INFORMATION SUPPLIED:
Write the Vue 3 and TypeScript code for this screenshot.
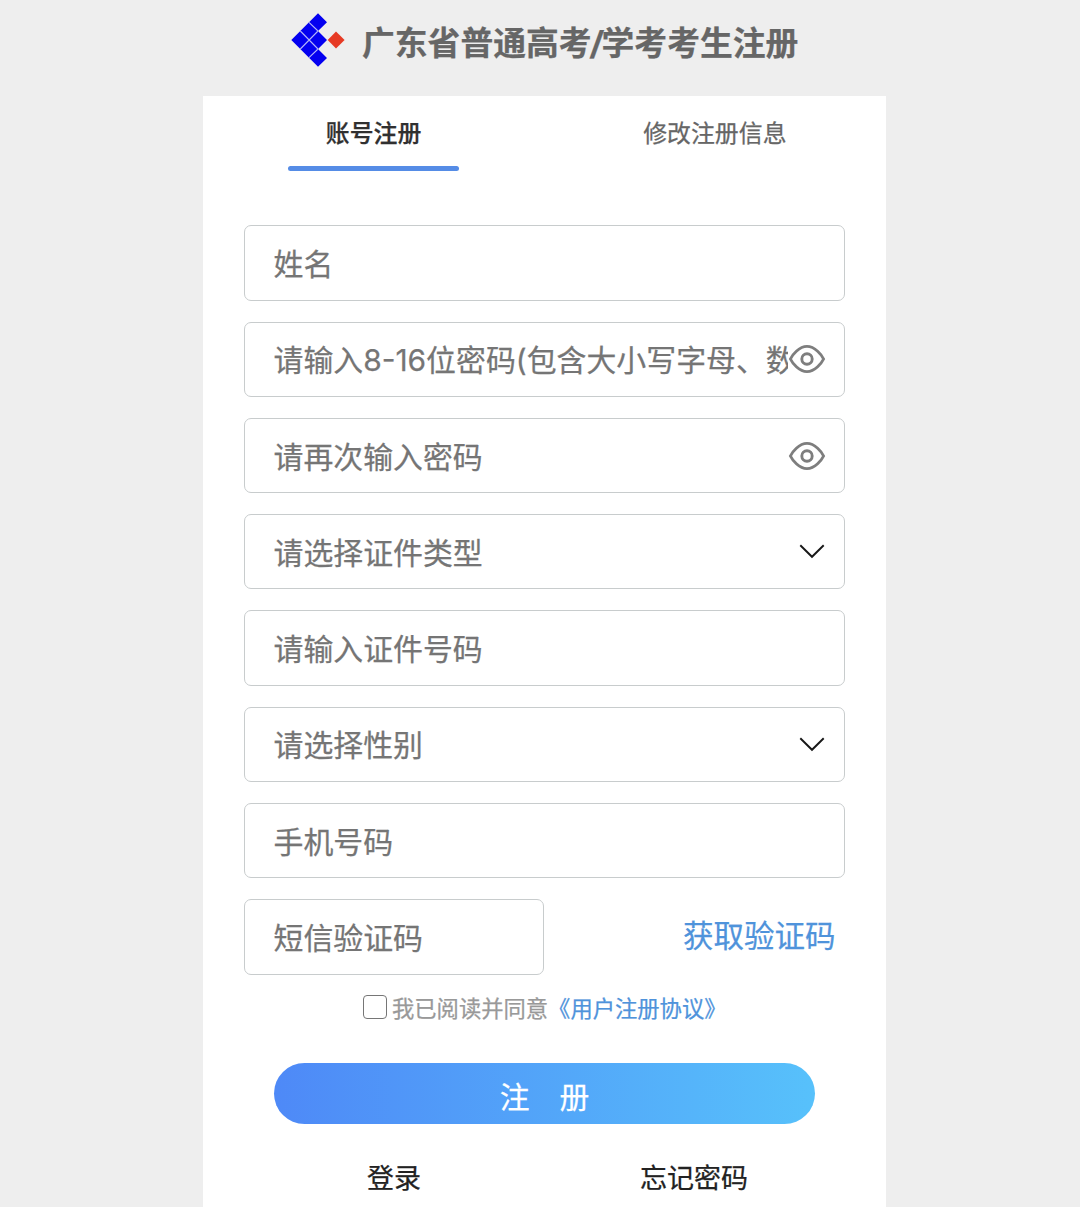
<script setup lang="ts">
import { ref } from 'vue'

type FieldKind = 'text' | 'password' | 'select'

interface Field {
  id: string
  kind: FieldKind
  placeholder: string
}

const tabs: string[] = ['账号注册', '修改注册信息']
const activeTab = ref(0)

const fields: Field[] = [
  { id: 'name', kind: 'text', placeholder: '姓名' },
  { id: 'password', kind: 'password', placeholder: '请输入8-16位密码(包含大小写字母、数字)' },
  { id: 'confirm', kind: 'password', placeholder: '请再次输入密码' },
  { id: 'idType', kind: 'select', placeholder: '请选择证件类型' },
  { id: 'idNumber', kind: 'text', placeholder: '请输入证件号码' },
  { id: 'gender', kind: 'select', placeholder: '请选择性别' },
  { id: 'phone', kind: 'text', placeholder: '手机号码' },
]

const values = ref<Record<string, string>>({})
const visible = ref<Record<string, boolean>>({})
const agreed = ref(false)

function inputType(field: Field): string {
  return field.kind === 'password' && !visible.value[field.id] ? 'password' : 'text'
}
</script>

<template>
  <div class="page">
    <header class="header">
      <svg class="logo" viewBox="0 0 54 54" aria-hidden="true">
        <path d="M27 0.3 36 9.2 27 18 36 27 27 36 36 45 27 53.7 0.3 27Z" fill="#0400f0" />
        <path
          d="M18 9.3 27 18M9.3 18 27 36M9.3 36 27 18M18 44.7 27 36"
          stroke="#b4b4f8"
          stroke-width="1.1"
          fill="none"
        />
        <path d="M45 18.4 53.6 27 45 35.6 36.7 27Z" fill="#e63a24" />
      </svg>
      <h1>广东省普通高考<span class="slash">/</span>学考考生注册</h1>
    </header>

    <main class="panel">
      <nav class="tabs">
        <button
          v-for="(tab, i) in tabs"
          :key="tab"
          type="button"
          class="tab"
          :class="{ active: activeTab === i }"
          @click="activeTab = i"
        >
          <span>{{ tab }}</span>
        </button>
      </nav>

      <form class="form" @submit.prevent>
        <div v-for="field in fields" :key="field.id" class="field">
          <input
            v-model="values[field.id]"
            :type="inputType(field)"
            :placeholder="field.placeholder"
            :readonly="field.kind === 'select'"
          />
          <svg
            v-if="field.kind === 'password'"
            class="eye"
            viewBox="0 0 38 30"
            @click="visible[field.id] = !visible[field.id]"
          >
            <path d="M2.4 15C4.2 11.2 11 2.4 19 2.4S33.8 11.2 35.6 15C33.8 18.8 27 27.6 19 27.6S4.2 18.8 2.4 15Z" />
            <circle cx="19" cy="15" r="5.2" />
          </svg>
          <svg v-else-if="field.kind === 'select'" class="chevron" viewBox="0 0 26 15">
            <path d="M1.3 1.3 13 12.8 24.7 1.3" />
          </svg>
        </div>

        <div class="code-row">
          <div class="field code">
            <input v-model="values.code" placeholder="短信验证码" />
          </div>
          <a class="get-code">获取验证码</a>
        </div>

        <label class="agree">
          <input v-model="agreed" type="checkbox" />
          <span>我已阅读并同意</span>
          <a>《用户注册协议》</a>
        </label>

        <button class="submit" type="submit">
          <span>注</span>
          <span>册</span>
        </button>
      </form>

      <footer class="links">
        <a>登录</a>
        <a>忘记密码</a>
      </footer>
    </main>
  </div>
</template>

<style>
body {
  background: #eeeeee;
}
</style>

<style scoped>
.page,
.page * {
  box-sizing: border-box;
}

.page {
  height: 1207px;
  overflow: hidden;
  background: #eeeeee;
  font-family: Inter, 'Noto Sans CJK SC', sans-serif;
  -webkit-text-stroke: 0.25px currentColor;
}

.page input,
.page button {
  font-family: inherit;
}

.header {
  display: flex;
  align-items: center;
  height: 96px;
  padding: 0 0 16px 290.5px;
}

.logo {
  width: 54px;
  height: 54px;
}

h1 {
  margin: 5px 0 0 17.5px;
  color: #666666;
  font-size: 32.8px;
  font-weight: 700;
  line-height: 48px;
  white-space: nowrap;
}

.slash {
  display: inline-block;
  width: 10px;
  text-indent: -1.5px;
  transform: skewX(-5deg);
}

.panel {
  width: 683px;
  height: 1111px;
  margin-left: 203px;
  padding: 0 41.5px 0 41px;
  background: #ffffff;
}

.tabs {
  display: flex;
  height: 75px;
  margin: 0 -41px;
}

.tab {
  display: flex;
  flex: 1;
  flex-direction: column;
  align-items: center;
  justify-content: space-between;
  padding: 20px 0 0;
  border: 0;
  background: none;
  color: #666666;
  font-size: 23.9px;
  line-height: 36px;
}

.tab.active {
  color: #303030;
  font-weight: 500;
}

.tab.active::after {
  width: 171px;
  height: 5.5px;
  border-radius: 3px;
  background: #558ce6;
  content: '';
}

.form {
  padding-top: 54.3px;
}

.field {
  display: flex;
  align-items: center;
  height: 75.3px;
  margin-bottom: 21px;
  padding: 0 19px 0 28.5px;
  border: 1.5px solid #c8cccd;
  border-radius: 7px;
  background: #ffffff;
}

.field input {
  flex: 1;
  min-width: 0;
  height: 48px;
  padding: 2px 0 0;
  border: 0;
  outline: 0;
  background: none;
  color: #333333;
  font-size: 29.9px;
}

.field input::placeholder {
  color: #757575;
  opacity: 1;
}

.eye {
  flex: none;
  width: 38px;
  height: 30px;
  margin-right: -1px;
}

.eye path,
.eye circle {
  fill: none;
  stroke: #7e7e7e;
  stroke-width: 2.9;
}

.chevron {
  flex: none;
  width: 26px;
  height: 15px;
}

.chevron path {
  fill: none;
  stroke: #181818;
  stroke-width: 1.9;
}

.code-row {
  display: flex;
  align-items: center;
  justify-content: space-between;
  height: 75.3px;
  padding-right: 9px;
}

.code {
  width: 300px;
  margin: 0;
}

.get-code {
  margin-top: -2px;
  color: #4f93db;
  font-size: 30.5px;
  line-height: 46px;
}

.agree {
  display: flex;
  align-items: center;
  height: 34px;
  margin-top: 16px;
  padding-left: 119px;
  color: #999999;
  font-size: 22.3px;
  line-height: 34px;
  white-space: nowrap;
}

.agree span,
.agree a {
  padding-top: 2px;
}

.agree input {
  width: 24px;
  height: 24px;
  margin: 0 5px 2px 0;
  border: 1.6px solid #767676;
  border-radius: 4px;
  appearance: none;
}

.agree input:checked {
  background: #4f93db;
}

.agree a {
  color: #4f93db;
}

.submit {
  display: flex;
  align-items: center;
  justify-content: center;
  gap: 30px;
  width: 541px;
  height: 61px;
  margin: 38px 0 0 30px;
  padding: 7px 0 0;
  border: 0;
  border-radius: 31px;
  background: linear-gradient(90deg, #4e89f7, #57c1fb);
  color: #ffffff;
  font-size: 29.8px;
  line-height: 44px;
}

.links {
  display: flex;
  margin: 35px -41px 0;
  color: #222222;
  font-size: 27px;
  line-height: 40px;
}

.links a:first-child {
  margin-left: 164px;
}

.links a:last-child {
  margin-left: 219px;
}
</style>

WRITTEN PROBLEM: Report each line of the material above where the word "code" appears.

RESPONSE FOR THIS EXERCISE:
Write the Vue 3 and TypeScript code for this screenshot.
        <div class="code-row">
          <div class="field code">
            <input v-model="values.code" placeholder="短信验证码" />
          <a class="get-code">获取验证码</a>
.code-row {
.code {
.get-code {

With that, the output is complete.